7.373 km para volver a escribir

7.373 km para volver a escribir

Ella llegó primero. Pisamos Barajas en el mismo instante, pero en distintos momentos. Madrid nos recibió, y Grecia, con 11 años, se abrazó de primeras a la cultura, a la jerga, a las paradas del metro, a un nuevo cielo. Yo, aun no ponía los pies en el suelo.

Su mayor fortuna en una etapa de éxodo familiar y nacional: la libertad que aporta la inocencia junto al no sentirse de ningún lugar, solo hija de mamá y papá. Descubría la aventura de ir sola al supermercado a por huevos, o al chino a por pan. Y yo, afortunada de saberla sana y salva en casa después de estudiar.

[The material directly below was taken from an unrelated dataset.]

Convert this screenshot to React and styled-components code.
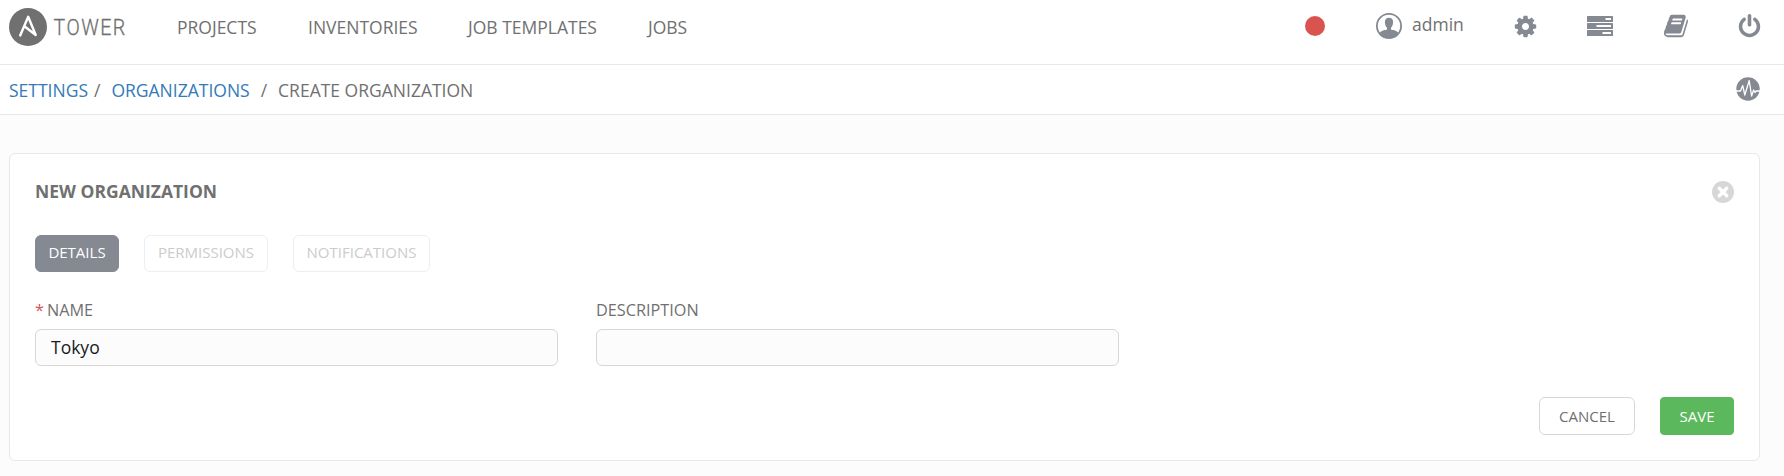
import React from "react";
import styled, { createGlobalStyle } from "styled-components";

const GlobalStyle = createGlobalStyle`
  * {
    box-sizing: border-box;
  }
  body {
    margin: 0;
    background-color: #fcfcfc;
    color: #707070;
    font-family: "Open Sans", "Noto Sans", sans-serif;
    font-size: 17.5px;
    line-height: 24px;
  }
  svg {
    display: block;
    flex-shrink: 0;
  }
`;

const Header = styled.header`
  display: flex;
  height: 65px;
  padding: 0 22px 0 9px;
  background-color: #fff;
  border-bottom: 1px solid #e8e8e8;
`;

const Logo = styled.a`
  display: flex;
  align-items: flex-start;
  width: 168px;
  padding-top: 8px;
`;

const Nav = styled.nav`
  display: flex;
  padding-top: 15px;
`;

const NavLink = styled.a`
  width: ${({ width }) => width}px;
  white-space: nowrap;
`;

const Actions = styled.div`
  display: flex;
  align-items: center;
  height: 52px;
  margin-left: auto;
  color: #848992;
`;

const StatusDot = styled.span`
  width: 20px;
  height: 20px;
  margin-right: 51px;
  border-radius: 50%;
  background-color: #d9534f;
`;

const User = styled.a`
  display: flex;
  align-items: center;
  width: 137px;
  span {
    margin: -4px 0 0 10px;
    color: #707070;
  }
`;

const ActionLink = styled.a`
  width: ${({ width }) => width}px;
`;

const BreadcrumbBar = styled.div`
  display: flex;
  align-items: center;
  height: 50px;
  padding: 1px 24px 0 9px;
  background-color: #fff;
  border-bottom: 1px solid #e8e8e8;
  white-space: pre;
  a {
    color: #337ab7;
  }
  svg {
    margin: -2px 0 0 auto;
  }
`;

const Separator = styled.span`
  margin: 0 ${({ after }) => after}px 0 ${({ before }) => before}px;
`;

const Panel = styled.section`
  height: 308px;
  margin: 38px 24px 0 9px;
  padding: 25px;
  background-color: #fff;
  border: 1px solid #e8e8e8;
  border-radius: 6px;
`;

const PanelHeader = styled.div`
  display: flex;
  align-items: center;
  justify-content: space-between;
  height: 26px;
  h1 {
    margin: -2px 0 0;
    font-size: 17.5px;
    font-weight: 700;
    line-height: 24px;
  }
`;

const Tabs = styled.div`
  display: flex;
  gap: 25px;
  margin-top: 30px;
`;

const Tab = styled.button`
  width: ${({ width }) => width}px;
  height: 37px;
  padding: 0 0 4px;
  background-color: ${({ active }) => (active ? "#848992" : "#fff")};
  border: 1px solid ${({ active }) => (active ? "#848992" : "#eeeeee")};
  border-radius: 6px;
  color: ${({ active }) => (active ? "#fff" : "#cccccc")};
  font-family: inherit;
  font-size: 15px;
`;

const Form = styled.form`
  display: flex;
  gap: 38px;
  margin-top: 25px;
`;

const Field = styled.label`
  width: 523px;
  font-size: 16.25px;
  line-height: 26px;
`;

const Required = styled.span`
  margin-right: 3px;
  color: #d9534f;
`;

const Input = styled.input`
  display: block;
  width: 100%;
  height: 37px;
  margin-top: 6px;
  padding: 0 15px 2px;
  background-color: #fcfcfc;
  border: 1px solid #d7d7d7;
  border-radius: 6px;
  outline: none;
  color: #161b1f;
  font-family: inherit;
  font-size: 17.5px;
`;

const Footer = styled.div`
  display: flex;
  justify-content: flex-end;
  gap: 25px;
  margin-top: 31px;
`;

const Button = styled.button`
  width: ${({ primary }) => (primary ? 74 : 96)}px;
  height: 38px;
  padding: 0;
  background-color: ${({ primary }) => (primary ? "#5cb85c" : "#fff")};
  border: 1px solid ${({ primary }) => (primary ? "#5cb85c" : "#d7d7d7")};
  border-radius: ${({ primary }) => (primary ? 4 : 6)}px;
  color: ${({ primary }) => (primary ? "#fff" : "#707070")};
  font-family: inherit;
  font-size: 15px;
`;

const LogoIcon = () => (
  <svg width="124" height="38" viewBox="0 0 124 38">
    <circle cx="19" cy="19" r="19" fill="#707070" />
    <path
      d="M11.200 27.500 19.200 8.800 26.700 27 15.400 18.200"
      fill="none"
      stroke="#fff"
      strokeWidth="2.400"
      strokeLinecap="round"
      strokeLinejoin="round"
    />
    <text
      transform="translate(44.5 26.5) scale(.87 1)"
      fill="#707070"
      stroke="#707070"
      strokeWidth="0.3"
      fontFamily="Roboto, sans-serif"
      fontSize="22.5"
      fontWeight="300"
      letterSpacing="1.7"
    >
      TOWER
    </text>
  </svg>
);

const UserIcon = () => (
  <svg width="26" height="26" viewBox="0 0 26 26">
    <circle cx="13" cy="13" r="12.100" fill="none" stroke="currentColor" strokeWidth="1.800" />
    <path
      d="M13 4.800c-2.800 0-4.100 1.700-4.100 4.200 0 2.600.9 4.600 2.100 5.800v1.800c-1.500.7-5 .4-7.500 3.400A11.500 11.500 0 0 0 13 25a11.500 11.500 0 0 0 9.500-5c-2.500-3-6-2.700-7.500-3.400v-1.800c1.200-1.200 2.100-3.200 2.100-5.800 0-2.500-1.300-4.200-4.100-4.200z"
      fill="currentColor"
    />
  </svg>
);

const CogIcon = () => (
  <svg width="25" height="25" viewBox="0 0 1792 1792">
    <path
      fill="currentColor"
      d="M1152 896q0-106-75-181t-181-75-181 75-75 181 75 181 181 75 181-75 75-181zm512-109v222q0 12-8 23t-20 13l-185 28q-19 54-39 91 35 50 107 138 10 12 10 25t-9 23q-27 37-99 108t-94 71q-12 0-26-9l-138-108q-44 23-91 38-16 136-29 186-7 28-36 28h-222q-14 0-24.500-8.500t-11.500-21.500l-28-184q-49-16-90-37l-141 107q-10 9-25 9-14 0-25-11-126-114-165-168-7-10-7-23 0-12 8-23 15-21 51-66.500t54-70.500q-27-50-41-99l-183-27q-13-2-21-12.500t-8-23.500v-222q0-12 8-23t19-13l186-28q14-46 39-92-40-57-107-138-10-12-10-24 0-10 9-23 26-36 98.500-107.500t94.500-71.500q13 0 26 10l138 107q44-23 91-38 16-136 29-186 7-28 36-28h222q14 0 24.500 8.500t11.500 21.500l28 184q49 16 90 37l142-107q9-9 24-9 13 0 25 10 129 119 165 170 7 8 7 22 0 12-8 23-15 21-51 66.500t-54 70.500q26 50 41 98l183 28q13 2 21 12.500t8 23.500z"
    />
  </svg>
);

const JobsIcon = () => (
  <svg width="26" height="20" viewBox="0 0 26 20">
    <path
      fill="currentColor"
      fillRule="evenodd"
      d="M.6 0h24.800q.6 0 .6.600v4.800q0 .6-.6.600H.6Q0 6 0 5.400V.6Q0 0 .6 0zM18.500 2v2h5.500V2zM.6 7h24.800q.6 0 .6.600v4.800q0 .6-.6.600H.6Q0 13 0 12.400V7.600Q0 7 .6 7zM9.500 9v2h14.500V9zM.6 14h24.800q.6 0 .6.600v4.800q0 .6-.6.600H.6Q0 20 0 19.400v-4.800Q0 14 .6 14zM15.500 16v2h8.500v-2z"
    />
  </svg>
);

const BookIcon = () => (
  <svg width="26" height="26" viewBox="0 0 1792 1792">
    <path
      fill="currentColor"
      d="M1703 478q40 57 18 129l-275 906q-19 64-76.500 107.500t-122.500 43.500h-923q-77 0-148.500-53.500t-99.500-131.500q-24-67-2-127 0-4 3-27t4-37q1-8-3-21.500t-3-19.500q2-11 8-21t16.500-23.500 16.500-23.500q23-38 45-91.500t30-91.500q3-10 .5-30t-.5-28q3-11 17-28t17-23q21-36 42-92t25-90q1-9-2.500-32t.5-28q4-13 22-30.500t22-22.500q19-26 42.500-84.500t27.500-96.500q1-8-3-25.500t-2-26.500q2-8 9-18t18-23 17-21q8-12 16.500-30.500t15-35 16-36 19.500-32 26.500-23.500 36-11.500 47.500 5.500l-1 3q38-9 51-9h761q74 0 114 56t18 130l-274 906q-36 119-71.500 153.500t-128.500 34.500h-869q-27 0-38 15-11 16-1 43 24 70 144 70h923q29 0 56-15.500t35-41.500l300-987q7-22 5-57 38 15 59 43zm-1064 2q-4 13 2 22.500t20 9.500h608q13 0 25.500-9.500t16.500-22.500l21-64q4-13-2-22.500t-20-9.500h-608q-13 0-25.500 9.500t-16.500 22.500zm-83 256q-4 13 2 22.500t20 9.500h608q13 0 25.500-9.500t16.500-22.500l21-64q4-13-2-22.500t-20-9.500h-608q-13 0-25.500 9.500t-16.500 22.500z"
    />
  </svg>
);

const PowerIcon = () => (
  <svg width="25" height="25" viewBox="0 0 1792 1792">
    <path
      fill="currentColor"
      d="M1664 896q0 156-61 298t-164 245-245 164-298 61-298-61-245-164-164-245-61-298q0-182 80.500-343t226.500-270q43-32 95.500-25t83.500 50q32 42 24.500 94.500t-49.500 84.500q-98 74-151.500 181t-53.500 228q0 104 40.500 198.500t109.500 163.500 163.500 109.500 198.500 40.500 198.500-40.500 163.500-109.500 109.500-163.500 40.500-198.500q0-121-53.500-228t-151.500-181q-42-32-49.500-84.500t24.500-94.500q31-43 84-50t95 25q146 109 226.500 270t80.500 343zm-640-768v640q0 52-38 90t-90 38-90-38-38-90v-640q0-52 38-90t90-38 90 38 38 90z"
    />
  </svg>
);

const ActivityIcon = () => (
  <svg width="24" height="24" viewBox="0 0 24 24">
    <circle cx="12" cy="12" r="11.700" fill="#848992" />
    <path
      d="M0 14h4.500l2.200-5.500L8.800 18l4.400-14.500L15.600 19l2-6 1.400 2.500 1.200-1.500H24"
      fill="none"
      stroke="#fff"
      strokeWidth="1.300"
      strokeLinejoin="round"
    />
  </svg>
);

const CloseIcon = () => (
  <svg width="22" height="22" viewBox="0 0 22 22">
    <circle cx="11" cy="11" r="11" fill="#d7d7d7" />
    <path d="m7.300 7.300 7.400 7.400m0-7.400-7.400 7.400" stroke="#fff" strokeWidth="3.400" strokeLinecap="round" />
  </svg>
);

const App = () => {
  return (
    <>
      <GlobalStyle />
      <Header>
        <Logo>
          <LogoIcon />
        </Logo>
        <Nav>
          <NavLink width={131}>PROJECTS</NavLink>
          <NavLink width={160}>INVENTORIES</NavLink>
          <NavLink width={180}>JOB TEMPLATES</NavLink>
          <NavLink width={60}>JOBS</NavLink>
        </Nav>
        <Actions>
          <StatusDot />
          <User>
            <UserIcon />
            <span>admin</span>
          </User>
          <ActionLink width={74}>
            <CogIcon />
          </ActionLink>
          <ActionLink width={76}>
            <JobsIcon />
          </ActionLink>
          <ActionLink width={74}>
            <BookIcon />
          </ActionLink>
          <ActionLink width={25}>
            <PowerIcon />
          </ActionLink>
        </Actions>
      </Header>
      <BreadcrumbBar>
        <a>SETTINGS</a>
        <Separator before={6} after={11}>/</Separator>
        <a>ORGANIZATIONS</a>
        <Separator before={11} after={11}>/</Separator>
        <span>CREATE ORGANIZATION</span>
        <ActivityIcon />
      </BreadcrumbBar>
      <Panel>
        <PanelHeader>
          <h1>NEW ORGANIZATION</h1>
          <CloseIcon />
        </PanelHeader>
        <Tabs>
          <Tab width={84} active>DETAILS</Tab>
          <Tab width={124}>PERMISSIONS</Tab>
          <Tab width={137}>NOTIFICATIONS</Tab>
        </Tabs>
        <Form>
          <Field>
            <Required>*</Required>NAME
            <Input defaultValue="Tokyo" />
          </Field>
          <Field>
            DESCRIPTION
            <Input />
          </Field>
        </Form>
        <Footer>
          <Button>CANCEL</Button>
          <Button primary>SAVE</Button>
        </Footer>
      </Panel>
    </>
  );
};

export default App;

Esta vez no escribo para ordenar mis ideas o para informar, hoy mis manos son pinceles que dibujan mi agradecimiento a la paciencia, a la tolerancia y al abrazo de un país que con entendida suspicacia recibe a cada ser humano que huye despavorido de su patria, con miedos y sin familia, con valentía y desconsolado, con ganas de sembrar semillas sin saber por dónde empezar.

Sí, extraño a mis madres, a mis hermanas, a mi padre de quien no pude despedirme… a mi perra, a mis amigos de siempre. Añoro el olor a lago abierto hacia el Caribe, ese aroma de agua dulce mezclado con salitre. Uhmm… y el sabor del café cultivado en algún pueblo cercano.

Me siento acreedora del premio por haber llegado en segundo lugar: experimentar el derecho a la vida, aunque otros miedos corrompan mis días. Tres razones me hacen fanfarria cuando amanece: el futuro que mi hija se va labrando desde ahora, la insulina que siempre me puedo inyectar y poder caminar por cada calle con seguridad. También voy aprendiendo a transformar las pasiones de allá, en emociones cálidas, pero más sensatas, minimizando el drama y fortaleciendo lo práctico y funcional.

Hemos estudiado, crecido, trabajado. Nos hemos mudado, nos hemos perdido y nos hemos encontrado.

Echo raíces en la ciudad donde “quedo” en vez de reunirme con los amigos, y donde me “bebo una caña con los colegas”, en vez de tomarme una birra con los panas. También es el territorio de mi segundo gran amor: enamorarse a los 40 de un madrileño, siendo caribeña… juro que es una epopeya.

Disfruto de la “c”y de la “z”, aunque me cueste pronunciarlas. Soy feliz cuando me siento en una terraza porque empieza “a hacer bueno” y me dejo acompañar.

Vivo en un corazón dividido por un océano, y enraizado en la ilusión de que aquel país en la boca de América Latina vuelva a llenarse de su gente alegre y bonchona, y regresar junto a mi hija y mi nueva aurora. Esa aurora que me abraza y aligera la carga de mis nostalgias, mientras también me recuerda -a veces a conciencia y otras con disfraz- la buena decisión de migrar a este, su lugar.

Cruzar el Atlántico, con destino a “aquí”, significa poder volver a escribir con la garantía de vivir.